Being a skilled artist does not necessarily mean that you are good at 'holding the room' and being a good teacher for the participants in the centre's art groups.

"You have to stand very strongly in your own artistic practice and have the ability to reflect on it. And you must be a clear professional and artistic authority. Some of the artists we work with have dual expertise because they themselves have experience with psychiatry. In this way, they become a kind of role models that the participants can look up to and see that you can have a nice life, even if you have a mental illness. It gives hope. And it helps to build a culture where we de-dramatize being mentally ill. It doesn't have to be shameful or shut down all conversation in the group if one of the participants has a bad day and has to leave the room for a while. We train our artists to be blunt about mental illness, but it's also not like we sit and cry about it together. It is just a natural part of the space that we have to navigate.”

Artists have special expertise

Fair pay and working conditions have been central to the centre's collaboration with artists right from the start. When you are associated with the center as an artist, you receive a good salary, but are also expected to share your knowledge, receive supervision and participate in the research team's work.

Loup Riviére, Armes Molles / Soft Weapons, 2021 and Elisabeth Kiss, Hvem Bær Dig?, 2021, Tabita Rezaire, Sugarwalls Teardom, 2017, from the Exhibition M/OTHER. PHOTOS Amanda Bødker

"For example, we ask the artists to sit in their colleagues' art groups, so that we learn from each other. Also when things go wrong, which they do all the time, because we are dealing with people and emotions here. It is a learning process for all of us. We are concerned with how we can get the positive 'greenhouse effects' that we see occurring in the closed environments of the art groups to sprout further in the participants' lived lives outside of psychiatry. Therefore, the researchers associated with the center follow the work of the art groups closely. They are doing a large, scientific study that tries to identify what effect art has on the participants in both the short and slightly longer term. And the artists sit in on all of the research team's meetings and contribute their expertise."

Already this spring, the center will publish a 2-volume work on the publishing house KLIM, where concepts, exercises and designs for the work in the writing groups are described, so that the work with art can hopefully spread to other places in psychiatry. "We experience very concretely that artists can contribute positively in our field, so I hope that others can use our experiences," says Birgit Bundesen.

"The passion for art and the way the artists see the world, we think, is a special way of being in life. We are trying to find out if it is something the artists can teach others. Whether you can use art to establish spaces in life that dare to go against the common attitudes and expectations of how one should be and what a good life looks like.”

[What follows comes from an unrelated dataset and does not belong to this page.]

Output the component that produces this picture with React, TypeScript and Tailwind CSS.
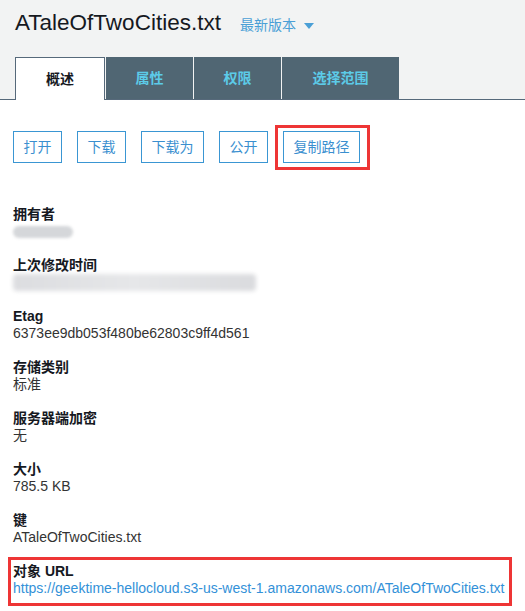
import React from 'react';

const font = { fontFamily: '"Liberation Sans", "Noto Sans CJK SC", sans-serif' };

interface Field {
  label: string;
  value?: string;
  blur?: 'short' | 'long';
  link?: boolean;
  marked?: boolean;
}

const fields: Field[] = [
  { label: '拥有者', blur: 'short' },
  { label: '上次修改时间', blur: 'long' },
  { label: 'Etag', value: '6373ee9db053f480be62803c9ff4d561' },
  { label: '存储类别', value: '标准' },
  { label: '服务器端加密', value: '无' },
  { label: '大小', value: '785.5 KB' },
  { label: '键', value: 'ATaleOfTwoCities.txt' },
  {
    label: '对象 URL',
    value: 'https://geektime-hellocloud.s3-us-west-1.amazonaws.com/ATaleOfTwoCities.txt',
    link: true,
    marked: true,
  },
];

const actions = ['打开', '下载', '下载为', '公开', '复制路径'];
const tabs = ['属性', '权限', '选择范围'];

const App: React.FC = () => {
  return (
    <div className="w-[525px] h-[611px] bg-white overflow-hidden" style={font}>
      {/* header */}
      <div className="bg-[#f2f3f3] border-b border-[#56697a] h-[100px] flex flex-col">
        <div className="flex items-baseline pl-[15px] pt-[10px] h-[57px]">
          <span className="text-[22.5px] leading-[26px] text-[#16191f]">ATaleOfTwoCities.txt</span>
          <span className="ml-[19px] text-[14px] text-[#4a9fd6] flex items-center">
            最新版本
            <span className="ml-[8px] inline-block w-0 h-0 border-l-[5px] border-r-[5px] border-t-[6px] border-l-transparent border-r-transparent border-t-[#4a9fd6]" />
          </span>
        </div>
        <div className="flex items-start pl-[15px] gap-px h-[42px]">
          <div className="w-[90px] h-[43px] bg-white border-t border-l border-r border-[#56697a] flex items-center justify-center text-[14px] font-bold text-[#16191f] relative z-10">
            概述
          </div>
          {tabs.map((t, i) => (
            <div
              key={t}
              className={`${i === 2 ? 'w-[117px]' : 'w-[87px]'} h-[42px] bg-[#506673] flex items-center justify-center text-[14px] font-bold text-[#5ccbe8]`}
            >
              {t}
            </div>
          ))}
        </div>
      </div>

      {/* actions */}
      <div className="flex pl-[13px] mt-[31px] gap-[15px]">
        {actions.map((a) => (
          <div key={a} className="relative">
            <button className="h-[32px] px-[9.5px] border border-[#3a96d3] text-[14px] text-[#3a8fcf] bg-white">
              {a}
            </button>
            {a === '复制路径' && (
              <span className="absolute left-[-8px] right-[-10px] top-[-6px] bottom-[-7px] border-[3px] border-[#ee3535]" />
            )}
          </div>
        ))}
      </div>

      {/* properties */}
      <div className="mt-[43px] pl-[13px] flex flex-col gap-[17px]">
        {fields.map((f) => (
          <div key={f.label} className="relative text-[14px] leading-[17px]">
            <div className="font-bold text-[#16191f]">{f.label}</div>
            {f.blur === 'short' && (
              <div className="h-[17px] flex items-center">
                <div className="w-[60px] h-[12px] rounded-full bg-[#d5d7da] blur-[1.5px]" />
              </div>
            )}
            {f.blur === 'long' && (
              <div className="h-[17px] flex items-center">
                <div className="w-[243px] h-[17px] rounded-sm bg-gradient-to-r from-[#dcdde0] via-[#e6e7e9] to-[#dadbde] blur-[2px]" />
              </div>
            )}
            {f.value && (
              <div className={f.link ? 'text-[#3391d8]' : 'text-[#333]'}>{f.value}</div>
            )}
            {f.marked && (
              <span className="absolute left-[-5px] right-[13px] top-[-6px] bottom-[-9px] border-[3px] border-[#ee3535]" />
            )}
          </div>
        ))}
      </div>
    </div>
  );
};

export default App;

Art has a resistance to normative notions, and this is a strength that is particularly relevant in psychiatry, she believes.

"When you have been chronically out of step with the so-called normality, then art is a platform where there is a higher ceiling and perhaps further frameworks for when you judge each other inside and out. Perhaps it can actually be an advantage to be a little eccentric, which after all means to be displaced from the norm. So we try to take advantage of the position that both the patient and the artists have: To be a little outside, or a little out of step with the concept of normality and to dare to stand next to normality – on purpose.”